People trying to trace their Irish roots via web forums and late-night emails to parochial offices might do well to attend the Cemetery Sunday service in their original family townland, and strike up some conversations with the other people present. Everyone congregates around their family plots, so it would be easy to find others with the same name, and identify common ancestors — after all, gravestones are essentially a three-dimensional family tree. Before you go, consult the parish bulletin (now often posted online) to discover the dates of Cemetery Sunday for your parish of origin.

Irish history expert


Update: As far as I know, these services are performed by Catholic priests. However, some of the old churchyards are often those of deconsecrated protestant churches. Many of the deceased in these cemeteries will be of both faiths, as families will have inter-married over the years but sought to keep the deceased together in one cemetery.
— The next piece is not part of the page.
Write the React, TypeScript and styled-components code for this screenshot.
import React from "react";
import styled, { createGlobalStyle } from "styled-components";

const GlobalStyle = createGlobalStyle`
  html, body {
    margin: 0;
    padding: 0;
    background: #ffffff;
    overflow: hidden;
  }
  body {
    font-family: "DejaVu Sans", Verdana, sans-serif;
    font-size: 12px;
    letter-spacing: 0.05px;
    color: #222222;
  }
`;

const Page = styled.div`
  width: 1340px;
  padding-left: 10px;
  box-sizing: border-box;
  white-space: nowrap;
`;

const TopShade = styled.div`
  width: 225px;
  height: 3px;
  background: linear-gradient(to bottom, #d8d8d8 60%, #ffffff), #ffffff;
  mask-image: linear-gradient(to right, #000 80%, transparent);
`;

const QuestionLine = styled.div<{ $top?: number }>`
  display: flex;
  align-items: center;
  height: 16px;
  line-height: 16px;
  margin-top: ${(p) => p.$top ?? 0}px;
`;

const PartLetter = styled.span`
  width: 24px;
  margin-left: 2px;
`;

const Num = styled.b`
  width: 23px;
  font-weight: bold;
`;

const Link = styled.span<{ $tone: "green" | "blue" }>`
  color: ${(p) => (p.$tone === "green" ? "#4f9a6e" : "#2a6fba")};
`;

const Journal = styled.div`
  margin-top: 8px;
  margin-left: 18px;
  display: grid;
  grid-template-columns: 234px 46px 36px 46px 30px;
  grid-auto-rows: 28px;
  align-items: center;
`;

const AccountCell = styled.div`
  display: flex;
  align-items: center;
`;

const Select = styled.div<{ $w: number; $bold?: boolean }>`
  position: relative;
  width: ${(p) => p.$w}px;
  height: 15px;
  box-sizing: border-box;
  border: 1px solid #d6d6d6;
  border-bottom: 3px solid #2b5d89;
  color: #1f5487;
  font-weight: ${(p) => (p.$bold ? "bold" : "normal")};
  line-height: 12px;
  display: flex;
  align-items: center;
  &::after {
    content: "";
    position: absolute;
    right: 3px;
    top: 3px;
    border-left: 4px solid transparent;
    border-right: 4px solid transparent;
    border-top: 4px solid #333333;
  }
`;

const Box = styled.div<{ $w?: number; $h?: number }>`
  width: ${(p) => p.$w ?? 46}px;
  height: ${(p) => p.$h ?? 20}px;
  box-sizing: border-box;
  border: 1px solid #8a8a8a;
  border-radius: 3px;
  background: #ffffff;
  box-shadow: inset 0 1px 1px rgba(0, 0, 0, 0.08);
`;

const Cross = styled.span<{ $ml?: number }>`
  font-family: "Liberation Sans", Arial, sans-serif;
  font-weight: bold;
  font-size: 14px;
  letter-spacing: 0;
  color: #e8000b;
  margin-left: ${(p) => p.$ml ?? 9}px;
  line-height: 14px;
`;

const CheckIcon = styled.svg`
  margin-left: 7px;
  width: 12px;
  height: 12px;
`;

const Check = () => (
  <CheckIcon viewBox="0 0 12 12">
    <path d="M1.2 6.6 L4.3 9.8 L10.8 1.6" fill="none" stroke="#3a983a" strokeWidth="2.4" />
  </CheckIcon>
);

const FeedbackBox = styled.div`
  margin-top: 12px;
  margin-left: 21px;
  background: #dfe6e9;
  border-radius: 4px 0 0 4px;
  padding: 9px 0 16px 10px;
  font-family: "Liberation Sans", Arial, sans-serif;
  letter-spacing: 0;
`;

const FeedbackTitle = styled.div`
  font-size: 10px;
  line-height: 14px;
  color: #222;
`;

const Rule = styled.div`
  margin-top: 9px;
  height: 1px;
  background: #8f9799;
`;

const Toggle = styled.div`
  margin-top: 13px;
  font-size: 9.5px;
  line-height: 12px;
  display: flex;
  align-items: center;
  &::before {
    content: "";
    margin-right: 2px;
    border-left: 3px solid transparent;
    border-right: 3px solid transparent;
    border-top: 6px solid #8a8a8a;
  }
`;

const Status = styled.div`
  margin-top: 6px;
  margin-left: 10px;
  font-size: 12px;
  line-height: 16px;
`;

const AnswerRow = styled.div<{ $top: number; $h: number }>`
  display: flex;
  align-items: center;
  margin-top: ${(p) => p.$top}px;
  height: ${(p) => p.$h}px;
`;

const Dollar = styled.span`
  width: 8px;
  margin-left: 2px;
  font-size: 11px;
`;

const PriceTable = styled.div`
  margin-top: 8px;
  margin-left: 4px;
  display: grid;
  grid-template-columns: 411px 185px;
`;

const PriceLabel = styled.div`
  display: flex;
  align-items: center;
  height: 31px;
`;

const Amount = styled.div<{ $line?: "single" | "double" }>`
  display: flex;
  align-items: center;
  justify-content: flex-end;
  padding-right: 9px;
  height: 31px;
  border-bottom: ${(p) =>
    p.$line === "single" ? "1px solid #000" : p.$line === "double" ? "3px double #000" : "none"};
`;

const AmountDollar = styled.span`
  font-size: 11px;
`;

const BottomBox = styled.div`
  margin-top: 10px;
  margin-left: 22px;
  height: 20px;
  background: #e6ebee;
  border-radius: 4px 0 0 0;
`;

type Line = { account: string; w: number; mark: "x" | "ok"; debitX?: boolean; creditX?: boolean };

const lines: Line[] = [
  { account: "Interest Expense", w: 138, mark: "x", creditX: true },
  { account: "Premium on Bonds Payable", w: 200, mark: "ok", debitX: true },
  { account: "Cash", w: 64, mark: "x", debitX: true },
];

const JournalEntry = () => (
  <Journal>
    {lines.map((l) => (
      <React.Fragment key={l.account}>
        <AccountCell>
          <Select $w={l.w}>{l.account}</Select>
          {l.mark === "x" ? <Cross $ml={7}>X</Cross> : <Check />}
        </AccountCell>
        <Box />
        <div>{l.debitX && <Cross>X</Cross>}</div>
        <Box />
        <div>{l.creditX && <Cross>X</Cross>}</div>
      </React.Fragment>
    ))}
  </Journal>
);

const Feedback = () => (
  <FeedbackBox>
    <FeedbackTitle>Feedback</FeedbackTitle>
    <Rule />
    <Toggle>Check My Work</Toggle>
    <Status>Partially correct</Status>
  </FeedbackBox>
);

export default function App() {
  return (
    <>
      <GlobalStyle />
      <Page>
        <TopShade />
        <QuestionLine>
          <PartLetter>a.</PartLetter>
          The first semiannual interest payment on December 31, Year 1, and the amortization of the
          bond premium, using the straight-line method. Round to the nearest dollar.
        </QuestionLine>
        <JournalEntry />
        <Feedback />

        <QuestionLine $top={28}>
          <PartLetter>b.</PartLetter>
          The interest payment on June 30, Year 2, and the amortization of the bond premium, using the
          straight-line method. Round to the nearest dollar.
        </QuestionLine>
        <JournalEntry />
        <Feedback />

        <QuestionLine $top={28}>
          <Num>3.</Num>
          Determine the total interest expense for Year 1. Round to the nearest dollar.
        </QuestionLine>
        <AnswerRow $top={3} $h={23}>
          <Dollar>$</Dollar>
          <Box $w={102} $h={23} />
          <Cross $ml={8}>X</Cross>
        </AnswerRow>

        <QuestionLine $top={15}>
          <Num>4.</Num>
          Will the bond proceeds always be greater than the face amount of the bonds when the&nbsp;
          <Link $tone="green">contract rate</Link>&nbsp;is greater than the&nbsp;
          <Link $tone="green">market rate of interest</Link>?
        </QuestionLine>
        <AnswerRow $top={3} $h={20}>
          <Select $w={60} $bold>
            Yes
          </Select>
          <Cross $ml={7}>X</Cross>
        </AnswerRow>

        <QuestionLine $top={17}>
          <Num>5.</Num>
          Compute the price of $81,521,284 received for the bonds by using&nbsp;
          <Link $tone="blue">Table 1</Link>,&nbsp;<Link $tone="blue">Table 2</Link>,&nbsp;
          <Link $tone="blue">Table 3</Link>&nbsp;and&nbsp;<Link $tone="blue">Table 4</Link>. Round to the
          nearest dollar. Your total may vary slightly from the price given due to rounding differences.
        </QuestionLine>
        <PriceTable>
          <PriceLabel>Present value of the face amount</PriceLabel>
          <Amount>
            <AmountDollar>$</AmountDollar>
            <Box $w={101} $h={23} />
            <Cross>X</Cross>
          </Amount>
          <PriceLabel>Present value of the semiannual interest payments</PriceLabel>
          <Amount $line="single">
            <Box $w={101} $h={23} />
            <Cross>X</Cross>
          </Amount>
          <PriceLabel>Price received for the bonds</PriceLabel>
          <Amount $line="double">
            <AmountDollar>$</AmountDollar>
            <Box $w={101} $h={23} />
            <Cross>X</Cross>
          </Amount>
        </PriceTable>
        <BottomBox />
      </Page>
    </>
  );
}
What are the true Celtic roots of Halloween?

Halloween, or Oíche Samhna in Irish, perplexes me. Read any wikipedia or general-interest article about the holiday and you find tradition heaped on tradition: Christian rite on pagan festival, local Scottish habit projected onto other nations, early-Christian folklore labeled as Druidic belief, and modern-day pagan reinvention regarded as ancient rite. As somebody whose chief interest is in what old Celtic beliefs really were, it’s hard to cut through the layers of tradition that have grown up around Halloween and come to be repeated endlessly as “fact.”
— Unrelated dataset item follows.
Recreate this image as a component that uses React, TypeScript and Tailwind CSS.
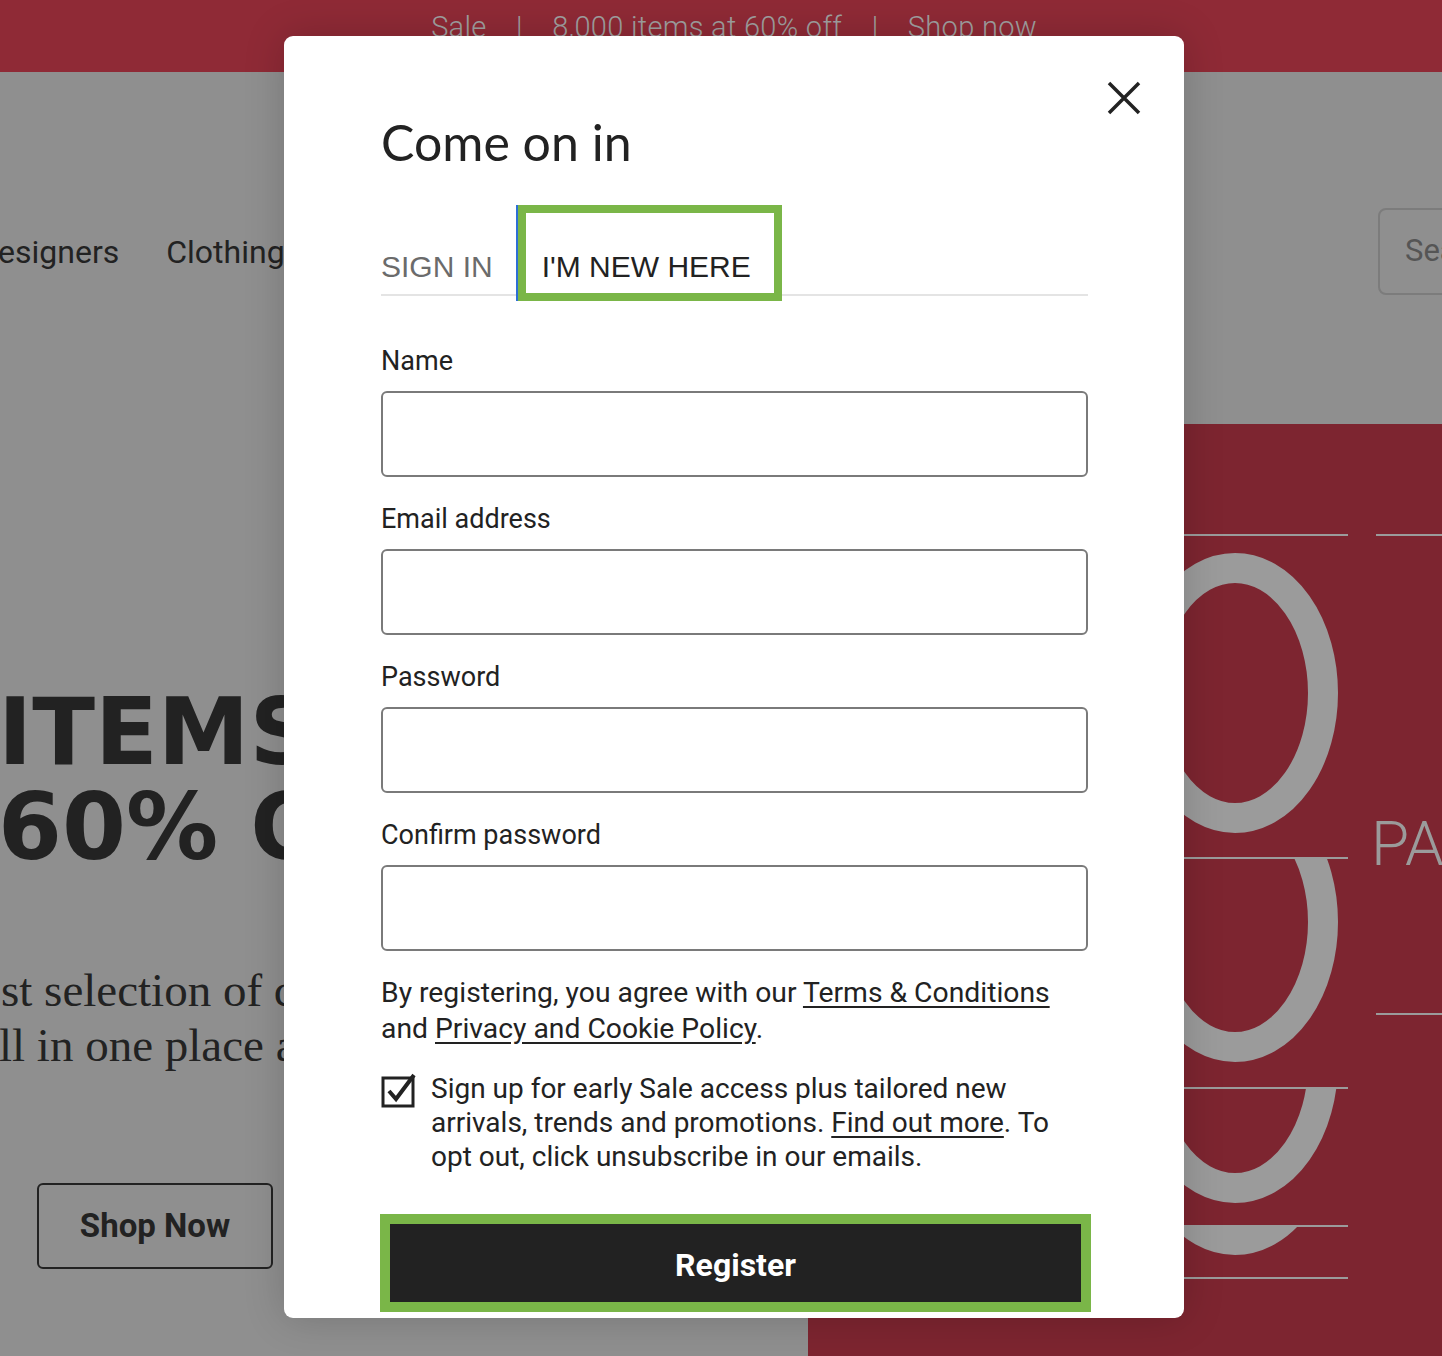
const fields = ["Name", "Email address", "Password", "Confirm password"];

function SaleArt() {
  // stacked split "0" digits behind the lines, as in the hero picture
  const ring = "#9b9b9b";
  const segs = [
    { y0: 111, y1: 434, cy: 269 },
    { y0: 434, y1: 664, cy: 498 },
    { y0: 664, y1: 802, cy: 639 },
    { y0: 802, y1: 854, cy: 691 },
  ];
  return (
    <svg width="634" height="932" viewBox="0 0 634 932" className="block">
      <defs>
        {segs.map((s, i) => (
          <clipPath key={i} id={`seg${i}`}>
            <rect x="0" y={s.y0} width="560" height={s.y1 - s.y0} />
          </clipPath>
        ))}
      </defs>
      {segs.map((s, i) => (
        <g key={i} clipPath={`url(#seg${i})`}>
          <ellipse cx="427" cy={s.cy} rx="88" ry="125" fill="none" stroke={ring} strokeWidth="30" />
        </g>
      ))}
      <g stroke={ring} strokeWidth="2">
        <line x1="0" y1="111" x2="540" y2="111" />
        <line x1="568" y1="111" x2="634" y2="111" />
        <line x1="0" y1="434" x2="540" y2="434" />
        <line x1="568" y1="590" x2="634" y2="590" />
        <line x1="0" y1="664" x2="540" y2="664" />
        <line x1="0" y1="802" x2="540" y2="802" />
        <line x1="0" y1="854" x2="540" y2="854" />
      </g>
      <text x="563" y="441" fill={ring} fontSize="62" fontFamily="Roboto, sans-serif" fontWeight="300">
        PA
      </text>
    </svg>
  );
}

function CheckIcon() {
  return (
    <svg width="36" height="36" viewBox="0 0 36 36" className="shrink-0">
      <rect x="2" y="6" width="30" height="28" fill="none" stroke="#222" strokeWidth="3" />
      <path d="M8 19 L15 27 L33 3" fill="none" stroke="#222" strokeWidth="4" strokeLinejoin="miter" />
    </svg>
  );
}

export default function App() {
  return (
    <div className="relative w-full h-[1356px] overflow-hidden bg-[#8f8f8f] font-['Roboto',sans-serif] text-[#222]">
      {/* Page behind the dialog */}
      <div className="h-[72px] bg-[#8f2a36] flex justify-center pl-[26px] pt-[8px]">
        <p className="text-[29px] leading-[38px] font-light text-[#a0a0a0] whitespace-pre tracking-[0.3px]">
          {"Sale    |    8,000 items at 60% off    |    Shop now"}
        </p>
      </div>

      <div className="h-[352px] pt-[136px]">
        <div className="flex items-center h-[87px]">
          <span className="text-[32px] -ml-[23px]">Designers</span>
          <span className="text-[32px] ml-[47px]">Clothing</span>
          <div className="ml-auto w-[120px] -mr-[56px] h-[87px] border-2 border-[#7c7c7c] rounded-[8px] flex items-center pl-[25px]">
            <span className="text-[31px] text-[#555]">Search</span>
          </div>
        </div>
      </div>

      <div className="flex h-[932px]">
        <div className="w-[808px] flex flex-col">
          <div className="mt-[261px] font-['DejaVu_Sans',sans-serif] font-bold text-[92px] leading-[95px] whitespace-nowrap">
            <p className="-ml-[2px]">ITEMS AT</p>
            <p className="-ml-[2px]">60% OFF</p>
          </div>
          <div className="mt-[88px] font-['Liberation_Serif',serif] text-[47px] leading-[55px] whitespace-nowrap">
            <p className="ml-[1px]">st selection of clothing</p>
            <p className="-ml-[1px]">ll in one place at up to 60% off</p>
          </div>
          <button className="mt-[110px] ml-[37px] w-[236px] h-[86px] border-2 border-[#222] rounded-[6px] text-[33px] font-bold">
            Shop Now
          </button>
        </div>
        <div className="flex-1 bg-[#7d2530]">
          <SaleArt />
        </div>
      </div>

      {/* Dialog */}
      <div className="absolute left-[284px] top-[36px] w-[900px] h-[1282px] bg-white rounded-[9px] shadow-[0_0_40px_rgba(0,0,0,0.18)] pl-[97px] pr-[96px]">
        <button className="absolute left-[822px] top-[44px]">
          <svg width="36" height="36" viewBox="0 0 36 36">
            <path d="M3 3 L33 33 M33 3 L3 33" stroke="#222" strokeWidth="3.5" fill="none" />
          </svg>
        </button>

        <h2 className="pt-[76px] text-[50px] leading-[60px] font-['Lato',sans-serif] text-[#222]">Come on in</h2>

        <div className="mt-[33px] flex items-end border-b-2 border-[#e4e4e4] font-['Liberation_Sans',Arial,sans-serif] text-[30px] leading-[34px]">
          <span className="pb-[10px] text-[#6b6b6b]">SIGN IN</span>
          <div className="ml-[25px] -mb-[7px] border-[8px] border-[#7ab648] pt-[37px] pb-[9px] pl-[16px] pr-[23px] bg-white shadow-[-2px_0_0_#2d6fd6]">
            <span className="text-[#222]">I'M NEW HERE</span>
          </div>
        </div>

        <div className="mt-[49px] flex flex-col gap-[26px]">
          {fields.map((f) => (
            <div key={f} className="flex flex-col">
              <label className="text-[27px] leading-[32px] mb-[14px]">{f}</label>
              <div className="h-[86px] border-2 border-[#7a7a7a] rounded-[6px]" />
            </div>
          ))}
        </div>

        <p className="mt-[24px] text-[28.3px] leading-[36px]">
          By registering, you agree with our <span className="underline underline-offset-4">Terms &amp; Conditions</span>
          <br />
          and <span className="underline underline-offset-4">Privacy and Cookie Policy</span>.
        </p>

        <div className="mt-[25px] flex gap-[14px]">
          <CheckIcon />
          <p className="text-[28px] leading-[34px]">
            Sign up for early Sale access plus tailored new
            <br />
            arrivals, trends and promotions. <span className="underline underline-offset-4">Find out more</span>. To
            <br />
            opt out, click unsubscribe in our emails.
          </p>
        </div>

        <div className="mt-[40px] -ml-[1px] w-[711px] border-[10px] border-[#7ab648]">
          <button className="w-full h-[78px] bg-[#222] text-white text-[32px] font-bold pt-[4px]">Register</button>
        </div>
      </div>
    </div>
  );
}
The popular imagination (and those ubiquitous articles) generally assumes Halloween to have ancient roots from pre-Christian times, yet when you poke into the origins of the major features of the festival, they appear to have largely begun during the medieval period.

The site of the Banqueting Hall on the Hill of Tara, Co. Meath — One of the tales in the Fenian Cycle of Irish mythology tells how Tara was burned every Samhain by Áillén the Burner, one of the Tuatha Dé Danaan, before he was kiled by Fionn, who then became leader of the Fianna.

Mythological Origins

In ancient Irish mythology, Samhain (pronounced Sow-an) is a feis at the beginning of winter (or, translated literally, at the end of summer — indicating that then, as now, we Irish had a tendency to see the glass as half-full).

There are tales of Irish kings and warriors having grand feasts and (as usually happens when a lot of men get together for a serious drinking session) starting big fights or being goaded into doing stupid things. No jack-o-lanterns, no bonfires* beyond that required to keep warm, and no mention of the dead roaming the land.

However, while Irish society was very tradition-oriented, we should remember that the chiefs and great warriors were a class apart in this society. There’s no reason why they should not have had their own private drinking session distinct from the general Samhain celebrations.

*Although, there is tale in the Fenian cycle which tells how Áillén the Burner, one of the Tuatha Dé Danaan, the gods of the Irish Celts (or possibly pre-Celtic Irish, depending on how you interpret origin myths written down by hostile Christian monks) caused havoc by burning down the King’s dwelling on the Hill of Tara every Samhain until Fionn defeated him. Was this an early “trick” or the start of the tradition of supernatural beings running amuck on Samhain?

Odd carving found in the 8th Century Churchyard on Inis Mór, Aran Islands. Is this a trickster figure, a breaded man, or an older motif?

Folkloric Origins

It seems to be accepted that Samhain was at heart an agricultural festival marking the successful harvesting of food, and probably involving or preceding the slaughter of cattle for the winter. Warriors likely didn’t spend much time in agricultural labor, so perhaps for the majority of people Samhain was a ritual celebration of harvest and less a manly drinking session (of this, more in the next post)…

Samhain is definitely a time of change; one has only to look at the trees to see that. Celebrated as the Celtic New Year (at least nowadays by new age pagans), Samhain is indisputably a “liminal” period when one year ends and the next begins, and a time when treachery and the intervention of supernatural forces are to be expected and feared.

Several Celtic warriors and kings seem to have met their downfall on Samhain or had the circumstances leading to that downfall set in motion, so it appears a little ironic that it was viewed as a day of peace in the heroic age. Of course, this does establish the tradition of gods and supernatural beings walking the land on Samhain; but it should be said that supernatural forces were always at work in the prehistoric age (i.e. before history was regularly — if not reliably — recorded) — so, perhaps Samhain wasn’t particularly unique in that regard?

Mouth of a passage grave at Carrowkiel, Co. Sligo. Tradition held that tombs opened on All Hallow’s Eve and the dead might visit the living.

To paraphrase something I read recently, these times of change from one thing to another (old year to new, life to death, singletonhood to married) are times of danger: you’ve opened the door to change and anything might come in. So although there may not be a wealth of canonical legend about the dead walking the land, there is plenty of folk tradition.

The sidhe were said to walk the land and people would leave food and milk for them. Others feared the spirits of the dead would rise up and visit their kin — even going so far as to leave windows open and offerings of food out for them. I’ve always regarded this as symbolic, but the discovery of 8th century zombies in County Roscommon makes me wonder. (Curiously, the 8th century was when the Pope moved to replace Samhain with the churchified feast of All Saints Day (the day after All Hallows Eve), so perhaps there was some genuine fear of the undead among the people and the Church’s action took advantage of this?)